One of only 340 or so endangered North Atlantic right whales will likely die.

After an aerial survey last week, experts at the New England Aquarium say the whale, named Snow Cone, a female who had recently reproduced and added to the scarce species’ population, had become newly entangled in fishing gear and was covered in cyamids or "whale lice."

"She was moving so slowly, she couldn’t dive, she just sunk. She’s suffering. There is no longer hope for her survival," said Sharon Hsu, a research assistant with the aquarium who observed Snow Cone during the survey, roughly 15 miles south of Nantucket.

Snow Cone is one of the few remaining breeding females of the species.

The discovery of Snow Cone’s entanglement, which followed another recent entanglement, comes as New England's lobster industry and Maine politicians are embroiled in a faceoff with conservation groups and Seafood Watch, a sustainability program run by the Monterey Bay Aquarium, that recently recommended consumers avoid New England lobster because of threats from lobster fishing gear to right whales.

"The politics involved, the policy involved, that cannot be brought to bear on her disentanglement," said Scott Landry, director of the Marine Animal Entanglement Response Program for the Center for Coastal Studies in Provincetown, which would have attempted to free gear from Snow Cone, had the weather that day been more favorable.

"Unfortunately, we couldn’t respond that day. We were at sea already and the seas along the outside coast of Cape Cod were already far too rough for a run south of Nantucket," he explained.

During a Monday interview with NECN/NBC 10 Boston, Landry noted that the recent "bit of a peak" in the right whale and lobster debate "does feel different" and is "stressful for our team" though, "we are doing our best to ignore that for the time being and try our best to get our job done."

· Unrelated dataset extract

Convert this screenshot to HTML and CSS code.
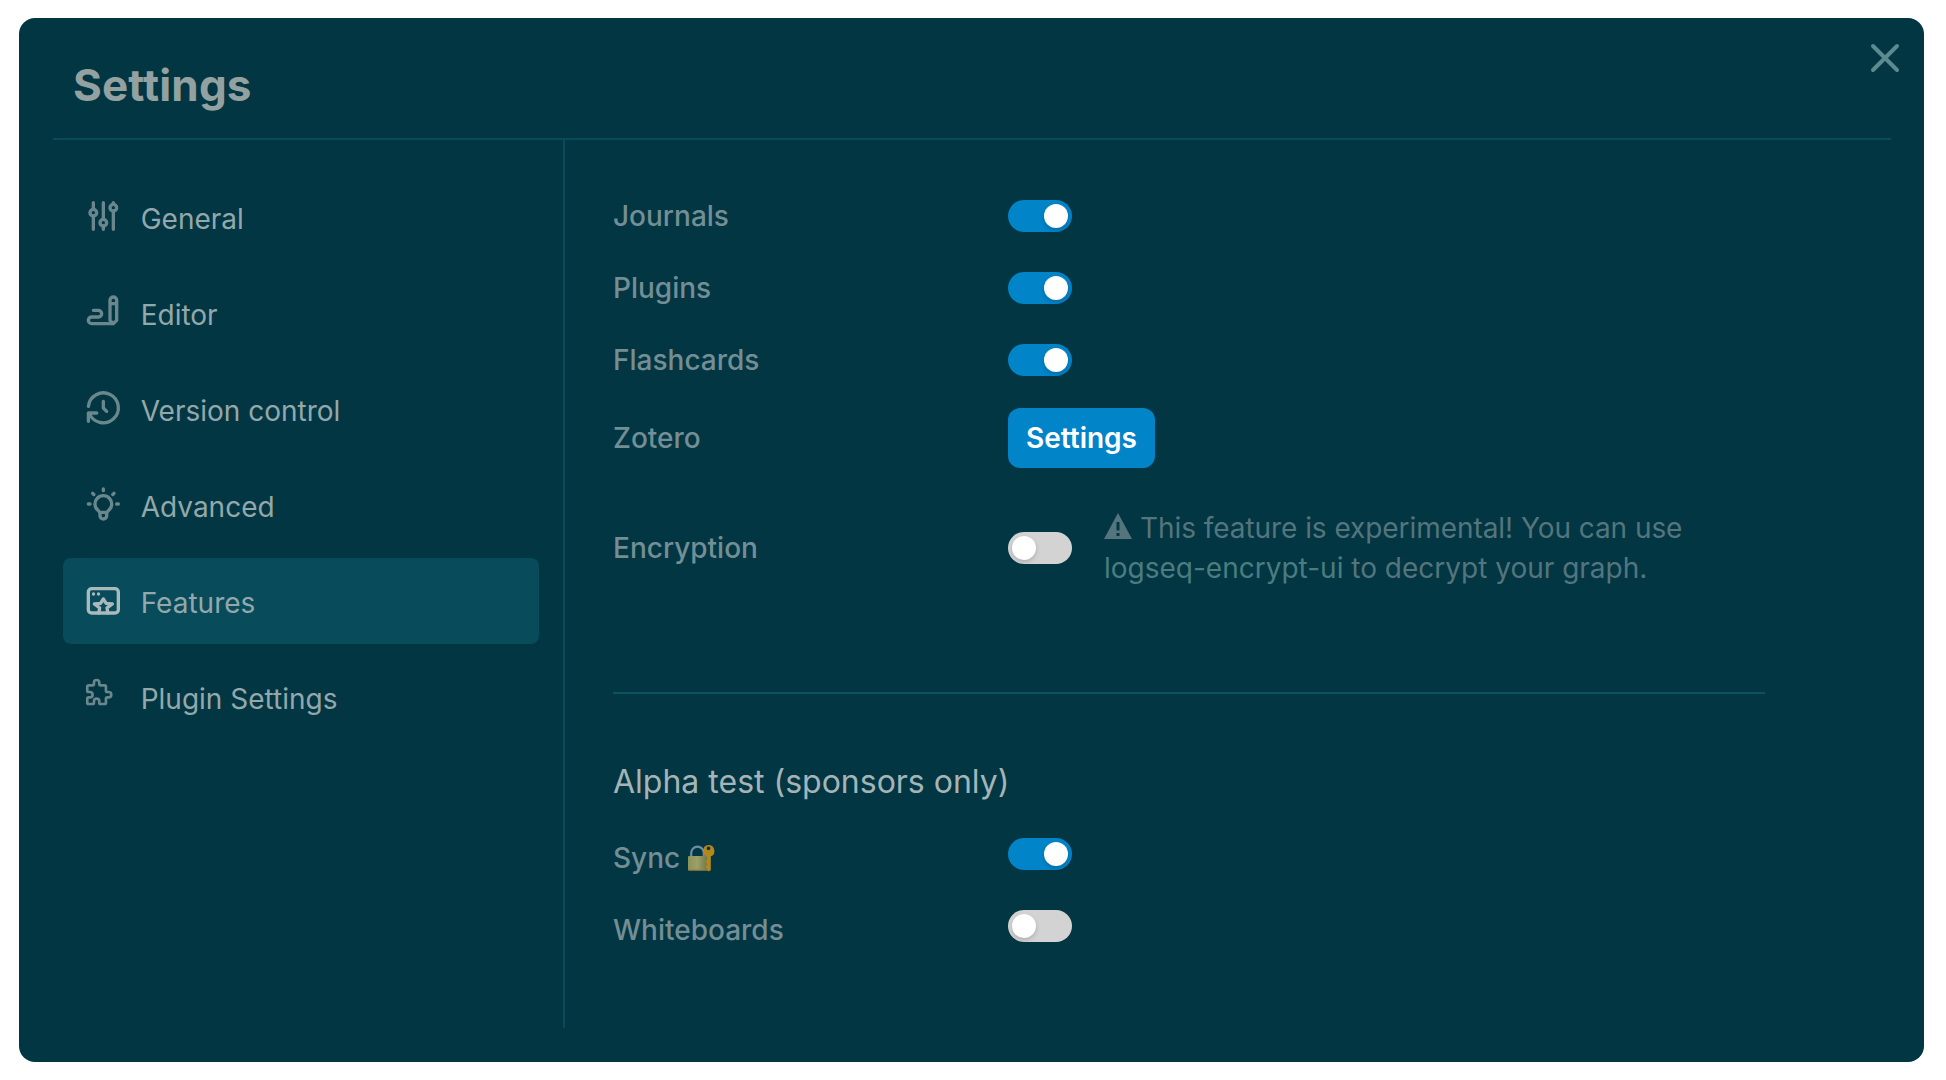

"We are just trying to dour best at the end of the day to add this animal back into her population so we can try to keep the population afloat," he said.

Landry said his group would attempt to locate Snow Cone and disentangle her, and after ensuring human and whale safety, would try to look at retrieving the gear she was stuck in.

He believes it may be possible to determine where that gear came from, which could then bring this incident into the lobster and right whale conversation.

Maine politicians, including the state’s Gov. Janet Mills, and Sen. Angus King, have accused conservation groups and federal rule makers of using faulty or incomplete data and evidence in their decision-making on right whale conservation, all while harming Maine’s lobster industry.

The Maine lawmakers have cited a lack of right whale entanglements attributed to fishing gear from Maine.

Asked if Maine’s Department of Resources would monitor Snow Cone’s disentanglement, should a determination on where the gear on her came from emerge, a spokesperson for the agency said it receives regular updates from NOAA on disentanglements.

However, because federal investigators are continuing to work on Snow Cone’s case, there was nothing to respond to on this specific case.

Landry himself believes the images of an entangled Snow Cone are another reason to reduce fishing rope use in right whale habitats without scaling back how much is caught.

Ultimately, he sees a solution to the debate between the livelihoods supported by crustaceans and scare sea mammals.

“I’m pretty confident we can actually find a way of doing this while keeping coastal communities economically viable and keeping right whales from declining so quickly,” he said.